There is no doubt that government is saddled with a number of issues bothering on the well being of her citizenry and also has the responsibilities of addressing the menace of the street children in our society. But the challenge as it were is that no particular measurable step has been taken so far to address the issue.

 

Homes and families no doubt are part of the larger society. However, the underlying factors responsible for poverty or breakdown of homes and families could be traceable to social, economic, political and environmental.

 

The Street Children phenomenon in Nigeria is gradually assuming alarming proportions, particularly in urban areas. The immediate cause of this challenge appears to be deeply entrenched in poverty which defines lives of the vast majority of the Nigerian people. Invariably, broken homes and families who find it difficult to provide the basic needs equally end up at some point on the streets and the phenomenon very much alarming resulting to: child labour, child trafficking, child prostitution and a host of others.
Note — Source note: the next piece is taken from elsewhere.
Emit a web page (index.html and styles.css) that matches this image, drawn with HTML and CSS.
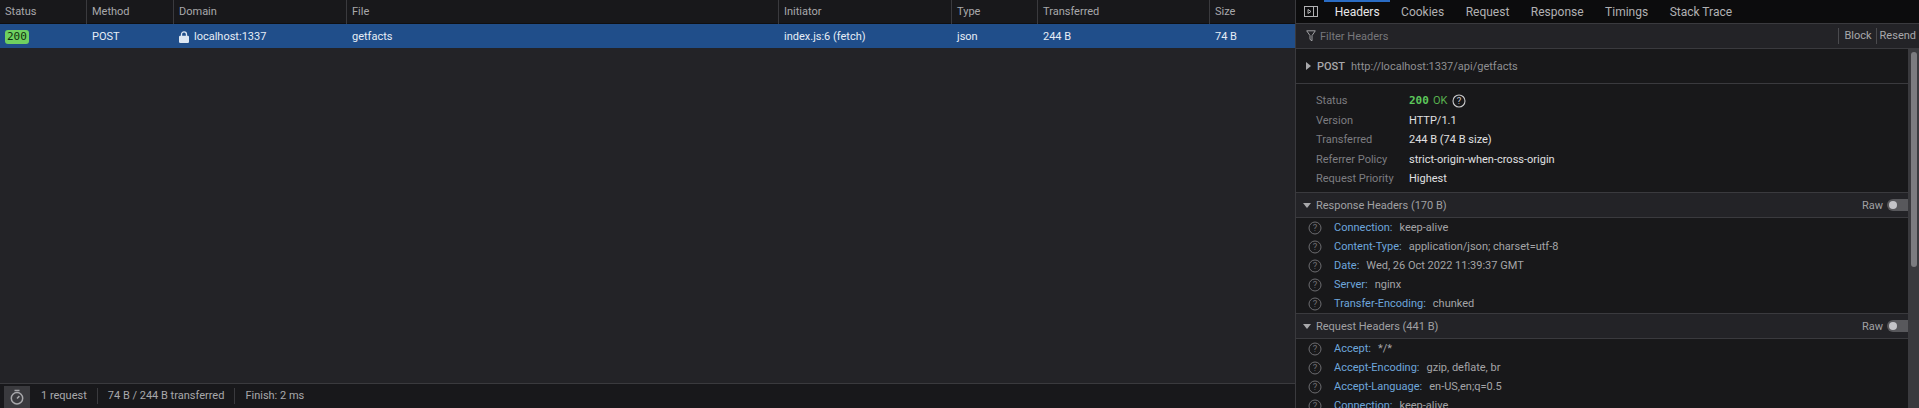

By extension, won't it be rather interesting to realise that with the recent saga on the baby factory on the increase where girls who have unwanted pregnancy are nurtured, cared and looked after till the time of delivery and are paid off for the babies delivered are some of the extraneous situation that the challenge of the street children birth. You can bet where the babies delivered and paid for by some business people will end up. Sometimes when you consider the sordidness of these stories, they sound very absurd and very incredulous. But the truth is that they are very real. And they are not far fetched but dwell within us. A very recent case was that of the baby factory in Enugu with the news making round for sometime now. It would surprise you to realise that the inability to address one gives room for some other uncongenial situation to further surface.

 

Sympathetically, street children throughout the world are subjected to physical abuse sometimes even by the law enforcement agencies, and murdered outright by other gangs, as societies treat them as a blight to be eradicated rather than young souls to be nurtured and protected. Flimsy excuses are occasionally cited for frequent and arbitrary detention by police like homelessness, loitering, vagrancy, or petty theft. More worrisome is the incessant attacks on innocent street-girls who are sometimes sexually abused. Street children also make up a large proportion of the children who enter criminal justice systems and are committed finally to correctional institutions (prisons) that are euphemistically called schools, often without due process.

 

It is necessary that governments at all level, including non-governmental organizations, should collectively be involved in rescuing, rehabilitating and resettling these Street Children. Their menace requires national and international public attention because they are part of us and deserve all attention and concern to address their needs.

 

The government has a lot to do to address the problems which are largely social, economical,  health-wise  which are in the ambit of the state.  In fact the menace can be reduced through strategies towards reduction of poverty, mass-literacy, preventive health programmes, and other social services.

 

I believe strongly in the power of advocacy which can be further strengthened in collaboration with religious and cultural institutions in the society to play participatory roles towards the success of the campaigns against street-children.

 

It could as well sound paradoxical that despite the billions of dollars earmarked for several advocacy projects, examining the situation of the human rights abuses of street children in juvenile justice systems and as it is applicable to other six African countries including Nigeria, the phenomenon has always been on the increase.